Nov 3, 2013; Arlington, TX, USA; Dallas Cowboys quarterback Tony Romo (9) throws in the pocket against the Minnesota Vikings at AT&T Stadium. Mandatory Credit: Matthew Emmons-USA TODAY Sports

Cowboys Tony Romo Not Listed In NFL's Greatest Quarterback Voting

Not wanting to miss out on the chance to get some “bracket”-based consumer marketing/fan interaction, this week the NFL asked its fans to vote for the “Greatest Quarterback of All Time.” Instead of raw votes, fans can chose a quarterback from four different eras and the tally will send the top vote-getters through the bracket ladders towards football immorality.

With my #2 pencil at the ready to mark my ballot, I quickly noticed that Dallas Cowboy’s quarterback Tony Romo was not on the list. That made sense to me, at first glance, as Romo, despite having put up Hall of Fame numbers over his career, has not enjoyed the post-season success of the other quarterbacks.

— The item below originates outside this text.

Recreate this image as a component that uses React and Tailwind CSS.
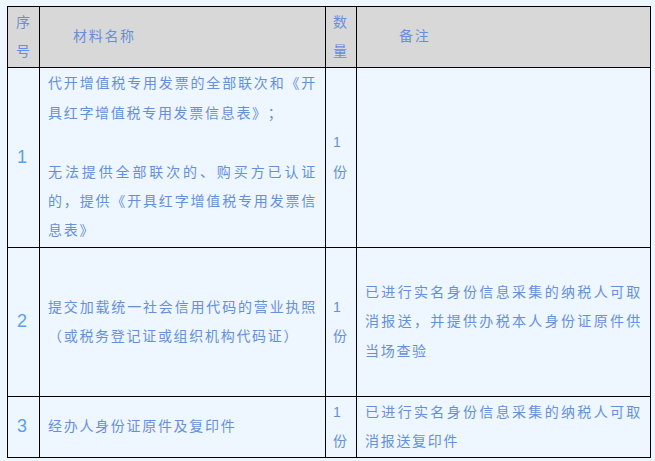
const font = { fontFamily: '"Liberation Sans", "Noto Sans CJK SC", sans-serif' };

function Line({ text, full }) {
  return (
    <div className={full ? 'whitespace-nowrap [text-align-last:justify]' : 'whitespace-nowrap'}>
      {text || '\u00a0'}
    </div>
  );
}

function Cell({ children, className = '' }) {
  return (
    <div className={`flex flex-col justify-center border-r border-b border-black ${className}`}>
      {children}
    </div>
  );
}

const rows = [
  {
    no: '1',
    h: 'h-[180px]',
    material: [
      ['代开增值税专用发票的全部联次和《开', true],
      ['具红字增值税专用发票信息表》；'],
      [''],
      ['无法提供全部联次的、购买方已认证', true],
      ['的，提供《开具红字增值税专用发票信', true],
      ['息表》'],
    ],
    note: [],
  },
  {
    no: '2',
    h: 'h-[149px]',
    material: [
      ['提交加载统一社会信用代码的营业执照', true],
      ['（或税务登记证或组织机构代码证）'],
    ],
    note: [
      ['已进行实名身份信息采集的纳税人可取', true],
      ['消报送，并提供办税本人身份证原件供', true],
      ['当场查验'],
    ],
  },
  {
    no: '3',
    h: 'h-[61px]',
    material: [['经办人身份证原件及复印件']],
    note: [
      ['已进行实名身份信息采集的纳税人可取', true],
      ['消报送复印件'],
    ],
  },
];

export default function App() {
  return (
    <div className="w-[655px] h-[461px] bg-[#eef6ff] pt-[6px] pl-[7px] [text-spacing-trim:space-all]" style={font}>
      <div className="grid w-[644px] grid-cols-[32px_286px_31px_294px] border-l border-t border-black text-[14px] leading-[29.4px] tracking-[1.7px] text-[#6690dc]">
        {/* header */}
        <Cell className="h-[61px] bg-[#d8d8d8] pl-[8px]">
          <div>序</div>
          <div>号</div>
        </Cell>
        <Cell className="h-[61px] bg-[#d8d8d8] pl-[33px]">
          <div>材料名称</div>
        </Cell>
        <Cell className="h-[61px] bg-[#d8d8d8] pl-[7px]">
          <div>数</div>
          <div>量</div>
        </Cell>
        <Cell className="h-[61px] bg-[#d8d8d8] pl-[42px]">
          <div>备注</div>
        </Cell>

        {rows.map((r) => (
          <div key={r.no} className="contents">
            <Cell className={`${r.h} pl-[9px] text-[18px] text-[#59a2ea] tracking-normal`}>
              <div>{r.no}</div>
            </Cell>
            <Cell className={`${r.h} px-[8px]`}>
              {r.material.map(([t, f], i) => (
                <Line key={i} text={t} full={f} />
              ))}
            </Cell>
            <Cell className={`${r.h} pl-[7px]`}>
              <div>1</div>
              <div>份</div>
            </Cell>
            <Cell className={`${r.h} pl-[8px] pr-[8px]`}>
              {r.note.map(([t, f], i) => (
                <Line key={i} text={t} full={f} />
              ))}
            </Cell>
          </div>
        ))}
      </div>
    </div>
  );
}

Then, I looked closer at the list. The “Baby Boomers” bracket is populated by the greats of the game, including legendary Cowboy’s quarterback Roger Staubach. The “Generation X” bracket includes some other legends of the game, but also a few quarterbacks that enjoyed limited success in the postseason – Warren Moon (3-7 in the postseason), Dan Fouts (3-4), and Boomer Esiason (3-2). The “Millennials” bracket, featuring Troy Aikman, follows suit with a couple of very good players with postseason woes – Rich Gannon (4-3) and Steve McNair (5-5).

The final “Right Now” bracket is where the real head shaking really began. Romo’s stratospheric numbers (29,565 yards, 208 TDs, QB rating 95.8) failed to put him on the list, but NFL fans can now vote for Phillip Rivers (4-5) or 3rd-year Seattle Seahawks quarterback Russell Wilson as the “Greatest QB of All Time.”

Let us pretend, for a moment, that this is more than a marketing-ploy/popularity contest to determine who really is the best quarterback to ever play the game. How did the NFL populate their brackets? It obviously was not based on number of Super Bowl rings, quarterback ratings, career longevity, or simple wins/losses.

So, I stepped back. Stopped being analytical, and accepted that this bracket-thingy was what I suspected when I first saw the Eli Manning’s photo on the email next to the words “Who is the greatest quarterback of all time?” – NFL marketing.

Having realized that, I wish the bracket had been done differently.

Do I think that Tony Romo is the greatest NFL quarterback of all time? No. Of course not. However, despite the obvious non-scientific approach to creating this list, I think his name should have been in that “Right Now” bracket. I know that I would have rather had #9 leading a huddle than many of the names on the list.